◆ Goal ◆
From the first line of the listing below, retype each line up to and including the one with "const [transform, setTransform]"; pictures stay out.

◆ Dataset content ◆
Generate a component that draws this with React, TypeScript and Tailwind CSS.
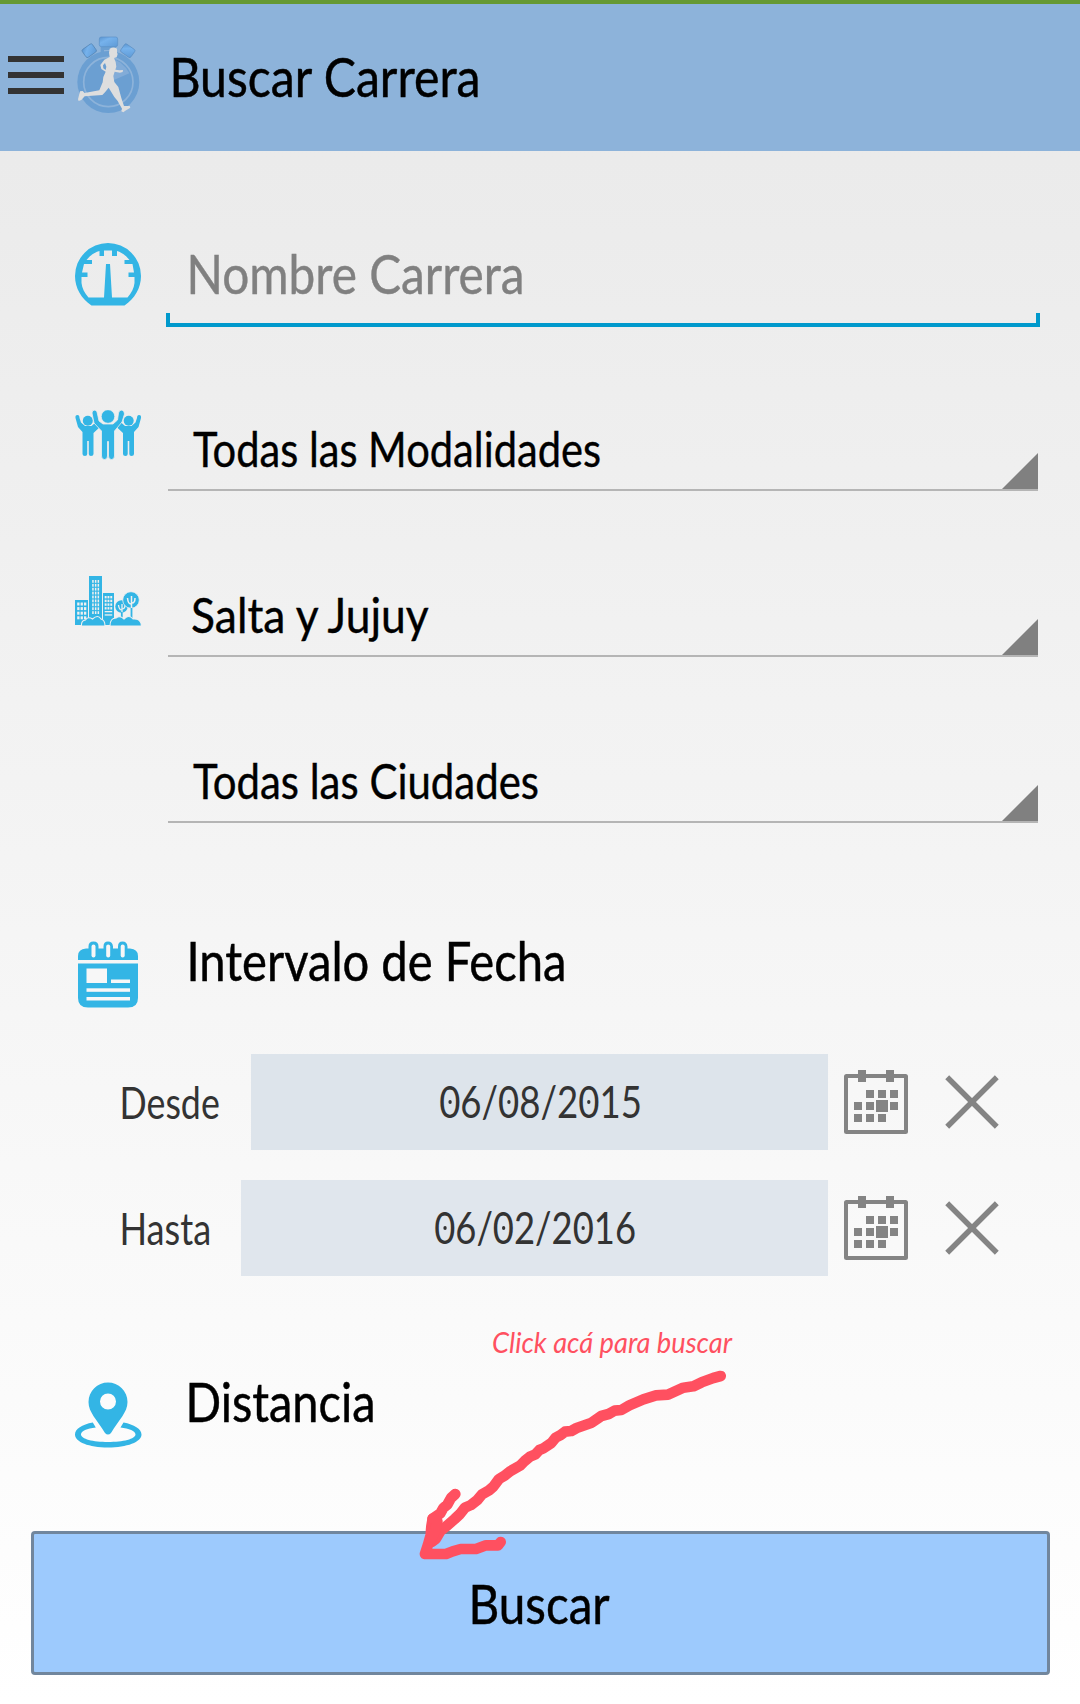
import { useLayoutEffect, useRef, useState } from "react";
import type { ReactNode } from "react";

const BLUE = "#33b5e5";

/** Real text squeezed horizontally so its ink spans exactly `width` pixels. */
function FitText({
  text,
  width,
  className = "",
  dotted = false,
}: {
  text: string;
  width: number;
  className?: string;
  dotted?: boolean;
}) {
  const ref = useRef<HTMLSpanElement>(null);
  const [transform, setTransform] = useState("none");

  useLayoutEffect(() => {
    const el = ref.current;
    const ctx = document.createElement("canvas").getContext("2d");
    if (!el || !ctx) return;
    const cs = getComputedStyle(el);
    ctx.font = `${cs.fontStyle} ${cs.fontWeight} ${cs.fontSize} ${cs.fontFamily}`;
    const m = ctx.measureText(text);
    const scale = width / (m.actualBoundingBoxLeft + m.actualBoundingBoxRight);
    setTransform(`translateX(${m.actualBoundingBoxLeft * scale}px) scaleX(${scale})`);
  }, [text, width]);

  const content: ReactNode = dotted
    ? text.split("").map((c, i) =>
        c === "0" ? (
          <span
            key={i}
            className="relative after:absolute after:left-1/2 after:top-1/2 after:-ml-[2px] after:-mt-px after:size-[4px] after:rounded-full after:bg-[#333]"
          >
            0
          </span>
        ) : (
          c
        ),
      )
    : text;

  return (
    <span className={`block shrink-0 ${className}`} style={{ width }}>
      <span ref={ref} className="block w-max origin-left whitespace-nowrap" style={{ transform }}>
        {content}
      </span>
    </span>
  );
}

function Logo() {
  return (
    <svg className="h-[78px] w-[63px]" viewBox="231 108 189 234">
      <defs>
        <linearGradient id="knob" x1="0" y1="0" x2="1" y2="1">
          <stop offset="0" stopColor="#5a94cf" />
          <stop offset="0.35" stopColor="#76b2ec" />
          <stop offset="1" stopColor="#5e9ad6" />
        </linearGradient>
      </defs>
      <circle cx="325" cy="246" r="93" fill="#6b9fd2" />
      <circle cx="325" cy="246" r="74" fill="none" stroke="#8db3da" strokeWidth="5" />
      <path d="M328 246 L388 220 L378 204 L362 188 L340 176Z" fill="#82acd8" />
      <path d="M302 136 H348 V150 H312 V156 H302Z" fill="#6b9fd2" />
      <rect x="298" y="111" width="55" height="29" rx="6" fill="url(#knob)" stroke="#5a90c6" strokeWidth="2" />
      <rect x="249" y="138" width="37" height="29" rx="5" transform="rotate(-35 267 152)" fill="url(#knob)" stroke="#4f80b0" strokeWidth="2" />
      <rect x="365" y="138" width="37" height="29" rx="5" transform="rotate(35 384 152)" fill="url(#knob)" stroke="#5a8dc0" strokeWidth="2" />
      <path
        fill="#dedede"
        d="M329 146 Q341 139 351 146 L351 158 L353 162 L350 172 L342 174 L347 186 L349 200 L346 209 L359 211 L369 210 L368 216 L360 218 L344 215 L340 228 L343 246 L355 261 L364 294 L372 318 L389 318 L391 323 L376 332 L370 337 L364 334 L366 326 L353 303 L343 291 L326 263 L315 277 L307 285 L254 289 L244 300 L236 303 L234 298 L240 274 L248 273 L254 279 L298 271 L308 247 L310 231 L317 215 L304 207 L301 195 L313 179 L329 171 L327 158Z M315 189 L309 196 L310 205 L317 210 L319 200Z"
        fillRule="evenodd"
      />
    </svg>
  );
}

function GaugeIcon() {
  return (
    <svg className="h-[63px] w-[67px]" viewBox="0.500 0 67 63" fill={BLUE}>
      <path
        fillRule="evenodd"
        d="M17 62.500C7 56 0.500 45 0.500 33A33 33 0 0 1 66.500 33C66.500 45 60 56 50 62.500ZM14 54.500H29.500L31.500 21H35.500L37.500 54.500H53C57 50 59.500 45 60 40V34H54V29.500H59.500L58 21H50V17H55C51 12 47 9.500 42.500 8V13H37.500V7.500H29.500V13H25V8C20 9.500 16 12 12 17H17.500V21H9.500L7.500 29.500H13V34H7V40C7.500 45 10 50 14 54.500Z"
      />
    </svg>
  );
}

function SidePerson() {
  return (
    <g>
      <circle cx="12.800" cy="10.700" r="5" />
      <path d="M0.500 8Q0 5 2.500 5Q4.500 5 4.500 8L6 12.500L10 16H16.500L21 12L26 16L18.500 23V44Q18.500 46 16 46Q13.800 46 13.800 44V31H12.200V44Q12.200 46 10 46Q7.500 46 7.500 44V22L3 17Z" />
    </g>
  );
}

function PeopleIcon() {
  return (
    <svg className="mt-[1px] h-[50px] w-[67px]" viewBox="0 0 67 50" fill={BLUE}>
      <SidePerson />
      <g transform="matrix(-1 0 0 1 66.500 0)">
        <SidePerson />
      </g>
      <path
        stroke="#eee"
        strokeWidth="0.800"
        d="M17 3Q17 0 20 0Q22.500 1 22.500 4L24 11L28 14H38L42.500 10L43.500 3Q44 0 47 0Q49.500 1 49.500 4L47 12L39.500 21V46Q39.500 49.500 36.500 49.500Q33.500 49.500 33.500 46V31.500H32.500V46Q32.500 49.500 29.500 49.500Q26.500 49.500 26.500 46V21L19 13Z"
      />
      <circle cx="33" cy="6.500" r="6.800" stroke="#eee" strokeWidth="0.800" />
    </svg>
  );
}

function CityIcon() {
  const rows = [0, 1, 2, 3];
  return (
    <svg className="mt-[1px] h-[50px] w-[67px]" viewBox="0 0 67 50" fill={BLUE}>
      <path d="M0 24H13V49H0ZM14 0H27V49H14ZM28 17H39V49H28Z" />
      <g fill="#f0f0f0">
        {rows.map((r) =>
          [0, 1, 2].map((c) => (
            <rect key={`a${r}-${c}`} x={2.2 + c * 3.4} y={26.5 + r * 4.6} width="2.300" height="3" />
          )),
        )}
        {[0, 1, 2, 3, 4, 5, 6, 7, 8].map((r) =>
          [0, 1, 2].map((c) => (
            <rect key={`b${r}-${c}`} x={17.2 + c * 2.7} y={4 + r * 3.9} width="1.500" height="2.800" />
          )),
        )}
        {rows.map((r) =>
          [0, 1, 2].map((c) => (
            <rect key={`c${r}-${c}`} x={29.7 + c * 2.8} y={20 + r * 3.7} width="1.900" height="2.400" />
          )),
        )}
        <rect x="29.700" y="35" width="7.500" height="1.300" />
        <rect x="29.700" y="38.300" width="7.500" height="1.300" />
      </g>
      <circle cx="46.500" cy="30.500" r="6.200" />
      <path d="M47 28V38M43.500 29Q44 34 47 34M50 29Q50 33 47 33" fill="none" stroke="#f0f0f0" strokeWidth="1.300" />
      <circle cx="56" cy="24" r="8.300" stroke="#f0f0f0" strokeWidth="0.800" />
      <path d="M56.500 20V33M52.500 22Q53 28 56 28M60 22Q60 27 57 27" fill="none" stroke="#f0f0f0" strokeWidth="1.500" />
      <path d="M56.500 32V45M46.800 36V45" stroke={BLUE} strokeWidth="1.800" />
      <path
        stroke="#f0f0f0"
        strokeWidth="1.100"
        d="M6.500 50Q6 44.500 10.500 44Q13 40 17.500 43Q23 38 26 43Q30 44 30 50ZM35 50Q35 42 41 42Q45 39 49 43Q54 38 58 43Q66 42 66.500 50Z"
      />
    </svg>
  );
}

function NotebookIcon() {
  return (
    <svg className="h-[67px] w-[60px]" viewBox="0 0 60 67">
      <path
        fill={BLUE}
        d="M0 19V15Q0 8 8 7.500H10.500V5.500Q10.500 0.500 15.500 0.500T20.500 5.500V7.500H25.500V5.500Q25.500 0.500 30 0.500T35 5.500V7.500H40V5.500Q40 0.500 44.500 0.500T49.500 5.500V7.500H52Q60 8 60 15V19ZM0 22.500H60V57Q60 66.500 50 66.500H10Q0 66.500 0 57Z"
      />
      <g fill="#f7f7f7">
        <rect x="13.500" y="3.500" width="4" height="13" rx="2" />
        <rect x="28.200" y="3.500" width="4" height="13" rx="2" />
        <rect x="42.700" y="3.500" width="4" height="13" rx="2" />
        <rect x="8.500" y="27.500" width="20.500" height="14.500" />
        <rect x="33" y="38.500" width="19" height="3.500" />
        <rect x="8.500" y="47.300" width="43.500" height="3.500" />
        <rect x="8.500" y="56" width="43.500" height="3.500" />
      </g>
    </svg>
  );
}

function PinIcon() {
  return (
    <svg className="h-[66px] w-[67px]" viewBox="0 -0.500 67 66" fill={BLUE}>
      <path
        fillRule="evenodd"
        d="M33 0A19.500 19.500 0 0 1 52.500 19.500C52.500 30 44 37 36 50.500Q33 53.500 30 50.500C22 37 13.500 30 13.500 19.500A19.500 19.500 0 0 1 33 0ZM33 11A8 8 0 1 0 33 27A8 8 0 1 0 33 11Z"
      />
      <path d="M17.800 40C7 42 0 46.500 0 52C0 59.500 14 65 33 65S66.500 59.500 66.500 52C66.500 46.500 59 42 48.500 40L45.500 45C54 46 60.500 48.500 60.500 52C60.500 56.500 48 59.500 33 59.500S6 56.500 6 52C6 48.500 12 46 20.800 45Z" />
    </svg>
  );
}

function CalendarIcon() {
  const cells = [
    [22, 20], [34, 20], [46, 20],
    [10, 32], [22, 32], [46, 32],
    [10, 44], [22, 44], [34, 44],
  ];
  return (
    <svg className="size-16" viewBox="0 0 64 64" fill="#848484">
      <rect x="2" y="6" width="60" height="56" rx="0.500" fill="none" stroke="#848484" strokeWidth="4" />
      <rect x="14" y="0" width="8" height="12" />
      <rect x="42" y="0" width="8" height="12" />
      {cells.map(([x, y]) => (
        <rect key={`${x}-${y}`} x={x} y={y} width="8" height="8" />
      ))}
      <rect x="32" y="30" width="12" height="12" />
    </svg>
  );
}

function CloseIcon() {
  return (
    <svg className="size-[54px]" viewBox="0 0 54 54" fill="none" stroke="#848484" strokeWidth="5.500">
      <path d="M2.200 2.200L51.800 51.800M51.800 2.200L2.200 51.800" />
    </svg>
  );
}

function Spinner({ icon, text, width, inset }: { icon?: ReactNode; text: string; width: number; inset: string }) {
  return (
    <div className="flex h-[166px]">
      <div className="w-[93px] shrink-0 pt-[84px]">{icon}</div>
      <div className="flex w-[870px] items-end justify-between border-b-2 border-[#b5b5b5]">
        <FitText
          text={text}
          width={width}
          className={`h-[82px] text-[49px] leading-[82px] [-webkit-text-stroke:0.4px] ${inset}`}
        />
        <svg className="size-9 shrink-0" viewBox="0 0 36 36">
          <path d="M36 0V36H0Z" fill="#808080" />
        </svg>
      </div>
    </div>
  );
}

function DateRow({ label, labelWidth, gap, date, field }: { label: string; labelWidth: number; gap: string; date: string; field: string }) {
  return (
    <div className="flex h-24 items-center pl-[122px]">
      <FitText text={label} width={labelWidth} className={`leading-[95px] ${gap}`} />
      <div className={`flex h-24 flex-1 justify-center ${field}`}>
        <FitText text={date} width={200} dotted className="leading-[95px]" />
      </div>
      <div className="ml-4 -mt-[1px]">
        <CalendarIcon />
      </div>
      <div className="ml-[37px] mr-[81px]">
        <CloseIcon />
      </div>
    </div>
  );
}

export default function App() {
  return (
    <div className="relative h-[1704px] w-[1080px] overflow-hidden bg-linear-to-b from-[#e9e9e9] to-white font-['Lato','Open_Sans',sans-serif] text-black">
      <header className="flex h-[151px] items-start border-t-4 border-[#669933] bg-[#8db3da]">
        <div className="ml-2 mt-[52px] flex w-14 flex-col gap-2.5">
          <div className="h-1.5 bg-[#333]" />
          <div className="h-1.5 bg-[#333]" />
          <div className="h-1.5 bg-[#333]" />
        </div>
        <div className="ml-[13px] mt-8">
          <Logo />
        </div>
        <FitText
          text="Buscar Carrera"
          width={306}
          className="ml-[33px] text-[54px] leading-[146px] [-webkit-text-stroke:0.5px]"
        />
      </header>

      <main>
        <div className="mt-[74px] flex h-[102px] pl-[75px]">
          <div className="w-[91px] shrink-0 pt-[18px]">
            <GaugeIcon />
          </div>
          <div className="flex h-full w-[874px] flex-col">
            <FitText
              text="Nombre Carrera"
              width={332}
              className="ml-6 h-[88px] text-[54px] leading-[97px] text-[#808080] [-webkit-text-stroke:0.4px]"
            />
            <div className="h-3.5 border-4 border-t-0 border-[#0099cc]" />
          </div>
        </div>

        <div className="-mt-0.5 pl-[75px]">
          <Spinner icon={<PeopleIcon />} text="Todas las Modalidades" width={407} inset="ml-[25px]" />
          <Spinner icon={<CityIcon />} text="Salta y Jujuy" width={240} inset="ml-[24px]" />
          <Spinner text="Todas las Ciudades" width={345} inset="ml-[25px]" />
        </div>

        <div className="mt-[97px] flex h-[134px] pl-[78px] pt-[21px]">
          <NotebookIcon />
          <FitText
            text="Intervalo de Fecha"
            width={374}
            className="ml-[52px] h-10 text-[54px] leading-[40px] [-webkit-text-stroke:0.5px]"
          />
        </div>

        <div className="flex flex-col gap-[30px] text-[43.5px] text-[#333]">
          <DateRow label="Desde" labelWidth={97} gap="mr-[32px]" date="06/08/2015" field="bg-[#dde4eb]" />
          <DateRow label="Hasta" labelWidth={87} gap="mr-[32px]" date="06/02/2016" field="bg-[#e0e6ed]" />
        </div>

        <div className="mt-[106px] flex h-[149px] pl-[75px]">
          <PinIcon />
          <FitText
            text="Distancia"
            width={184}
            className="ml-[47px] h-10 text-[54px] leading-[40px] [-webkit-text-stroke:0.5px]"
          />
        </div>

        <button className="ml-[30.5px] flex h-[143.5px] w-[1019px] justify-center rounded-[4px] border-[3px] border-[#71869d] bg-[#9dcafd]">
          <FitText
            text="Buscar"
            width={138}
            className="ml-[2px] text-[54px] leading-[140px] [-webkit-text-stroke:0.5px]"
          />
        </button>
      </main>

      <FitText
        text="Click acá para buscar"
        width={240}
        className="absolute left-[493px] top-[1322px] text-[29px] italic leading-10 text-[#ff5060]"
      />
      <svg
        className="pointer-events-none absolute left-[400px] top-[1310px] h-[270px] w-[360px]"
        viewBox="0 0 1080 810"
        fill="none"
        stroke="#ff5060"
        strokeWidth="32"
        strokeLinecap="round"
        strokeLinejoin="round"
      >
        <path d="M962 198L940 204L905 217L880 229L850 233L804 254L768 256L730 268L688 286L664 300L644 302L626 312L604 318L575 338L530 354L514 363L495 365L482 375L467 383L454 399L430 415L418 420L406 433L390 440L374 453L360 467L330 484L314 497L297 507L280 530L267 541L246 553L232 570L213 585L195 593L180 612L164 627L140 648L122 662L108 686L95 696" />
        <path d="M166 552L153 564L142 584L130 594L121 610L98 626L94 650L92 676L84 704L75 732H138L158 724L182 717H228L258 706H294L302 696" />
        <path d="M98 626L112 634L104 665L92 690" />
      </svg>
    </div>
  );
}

◆ Complete output ◆
Generate a component that draws this with React, TypeScript and Tailwind CSS.
import { useLayoutEffect, useRef, useState } from "react";
import type { ReactNode } from "react";

const BLUE = "#33b5e5";

/** Real text squeezed horizontally so its ink spans exactly `width` pixels. */
function FitText({
  text,
  width,
  className = "",
  dotted = false,
}: {
  text: string;
  width: number;
  className?: string;
  dotted?: boolean;
}) {
  const ref = useRef<HTMLSpanElement>(null);
  const [transform, setTransform] = useState("none");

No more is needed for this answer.